Angelou was masterful at this. Through the spinning of words, in poetry and prose, she could keep people hanging on a thread and make her hard hard life relatable to anyone, inspiring to everyone. She was one of the first people I read in high school who made me realize that childhood was something stripped from many people, who alerted me to the fact that lives like those lived by the children of Seneca Center, where I would later work, existed. She reminded me of the power of a simple honest story and how it could resonate, reverberate, ripple into the memory and actions of others.

As I stand on the precipice of another transition, another move, another series of goodbyes already in progress, I think back to the foggy environs of Glide’s second floor, to the cavernous echoes of the neighboring sanctuary, to the peeling tile and hearty smiles of the last place I toiled. I miss you already, though I haven’t even left. In missing the last thing, I am missing now and missing things yet unmet. A full heart is a heavy one, and there is much to be grateful for about that, even if it feels like sorrow. Benevolent sorrow, but sorrow nonetheless.

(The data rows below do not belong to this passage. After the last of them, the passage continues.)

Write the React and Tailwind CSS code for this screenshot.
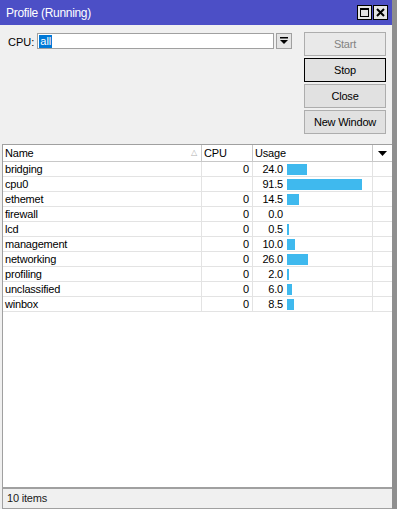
import React from 'react';

const rows = [
  { name: 'bridging', cpu: '0', usage: 24.0 },
  { name: 'cpu0', cpu: '', usage: 91.5 },
  { name: 'ethemet', cpu: '0', usage: 14.5 },
  { name: 'firewall', cpu: '0', usage: 0.0 },
  { name: 'lcd', cpu: '0', usage: 0.5 },
  { name: 'management', cpu: '0', usage: 10.0 },
  { name: 'networking', cpu: '0', usage: 26.0 },
  { name: 'profiling', cpu: '0', usage: 2.0 },
  { name: 'unclassified', cpu: '0', usage: 6.0 },
  { name: 'winbox', cpu: '0', usage: 8.5 },
];

const font = { fontFamily: '"Liberation Sans", Arial, sans-serif' };

const WinButton = ({ children, disabled = false, focused = false }) => (
  <button
    className={`h-6 w-[82px] bg-[#e1e1e1] text-[11px] tracking-[-0.2px] border ${
      focused ? 'border-black' : 'border-[#adadad]'
    } ${disabled ? 'text-[#838383] bg-[#e9e9e9]' : 'text-black'}`}
  >
    {children}
  </button>
);

const Row = ({ row }) => {
  const bar = Math.max(2, Math.round(row.usage * 0.82));
  return (
    <div className="flex h-[15px] border-b border-[#e3e3e3] text-[11px] tracking-[-0.2px] leading-[14px]">
      <div className="w-[199px] pl-[2px] border-r border-[#e3e3e3]">{row.name}</div>
      <div className="w-[51px] pr-[3px] text-right border-r border-[#e3e3e3]">{row.cpu}</div>
      <div className="w-[120px] flex items-center border-r border-[#e3e3e3]">
        <span className="w-[30px] text-right">{row.usage.toFixed(1)}</span>
        {row.usage > 0 && (
          <span className="ml-[4px] h-[11px] bg-[#3fb9ee]" style={{ width: bar }} />
        )}
      </div>
      <div className="flex-1" />
    </div>
  );
};

export default function App() {
  return (
    <div className="w-[397px] h-[509px] bg-[#f0f0f0] flex flex-col border-r-[5px] border-[#8f8f8f]" style={font}>
      {/* title bar */}
      <div className="h-[25px] bg-[#4c4fc6] flex items-center pl-[6px] pr-[4px]">
        <span className="text-white text-[12px] tracking-[-0.3px] flex-1">Profile (Running)</span>
        <div className="flex gap-[1px]">
          <div className="w-[15px] h-[15px] bg-[#e4e4e4] border border-black flex items-center justify-center">
            <div className="w-[9px] h-[9px] border border-black border-t-2" />
          </div>
          <div className="w-[15px] h-[15px] bg-[#e4e4e4] border border-black flex items-center justify-center">
            <svg width="9" height="9" viewBox="0 0 9 9">
              <path d="M1 1 L8 8 M8 1 L1 8" stroke="black" strokeWidth="2" />
            </svg>
          </div>
        </div>
      </div>

      {/* top controls */}
      <div className="flex h-[119px] pt-[7px]">
        <div className="flex-1 flex items-start pl-[8px] pt-[1px]">
          <span className="text-[11px] mr-[3px] mt-[1px]">CPU:</span>
          <div className="w-[237px] h-[16px] bg-white border border-[#a0a0a0] flex items-center pl-[1px]">
            <span className="bg-[#0078d7] text-white text-[11px] leading-[13px] px-[1px]">all</span>
          </div>
          <div className="ml-[2px] w-[16px] h-[16px] bg-[#e4e4e4] border border-[#a0a0a0] flex items-center justify-center">
            <svg width="8" height="8" viewBox="0 0 8 8">
              <rect x="0" y="0" width="8" height="1.5" fill="black" />
              <path d="M0 3 L8 3 L4 7 Z" fill="black" />
            </svg>
          </div>
        </div>
        <div className="flex flex-col gap-[2px] w-[82px] mr-[6px]">
          <WinButton disabled>Start</WinButton>
          <WinButton focused>Stop</WinButton>
          <WinButton>Close</WinButton>
          <WinButton>New Window</WinButton>
        </div>
      </div>

      {/* table */}
      <div className="flex-1 ml-[2px] flex flex-col border-l border-t border-b border-[#a0a0a0]">
        <div className="flex-1 bg-white border-b-2 border-[#a0a0a0]">
          <div className="flex h-[17px] border-b border-[#c8c8c8] text-[11px] tracking-[-0.2px] leading-[16px]">
            <div className="w-[199px] pl-[2px] border-r border-[#c8c8c8] flex justify-between pr-[4px]">
              <span>Name</span>
              <span className="text-[#b0b0b0] text-[8px]">△</span>
            </div>
            <div className="w-[51px] pl-[2px] border-r border-[#c8c8c8]">CPU</div>
            <div className="w-[120px] pl-[2px] border-r border-[#c8c8c8]">Usage</div>
            <div className="flex-1 flex items-center justify-center">
              <svg width="9" height="5" viewBox="0 0 9 5">
                <path d="M0 0 L9 0 L4.5 5 Z" fill="black" />
              </svg>
            </div>
          </div>
          {rows.map((r) => (
            <Row key={r.name} row={r} />
          ))}
        </div>
        <div className="h-[19px] flex items-center pl-[4px] text-[11px] tracking-[-0.2px] text-[#1a1a1a]">
          10 items
        </div>
      </div>
    </div>
  );
}
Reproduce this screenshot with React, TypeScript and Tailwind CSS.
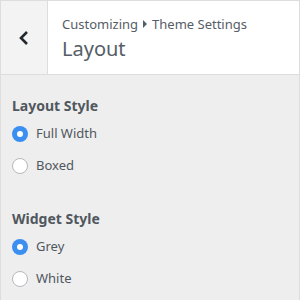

Maybe I’m just trying to live up to one final quote from Maya:

“You can only become truly accomplished at something you love. Don’t make money your goal. Instead pursue the things you love doing and then do them so well that people can’t take their eyes off of you.”
-Maya Angelou

Doug Gaines, myself, Barbara Lin, Jesse Mendeola, and Burgious Frazier after briefly simulating a baseball game in Glide T-shirts on an intersection in the Tenderloin, c. 2008.
Doug Gaines, myself, Barbara Lin, Jesse Mendeola, and Burgious Frazier after briefly simulating a baseball game in Glide T-shirts on an intersection in the Tenderloin, c. 2008.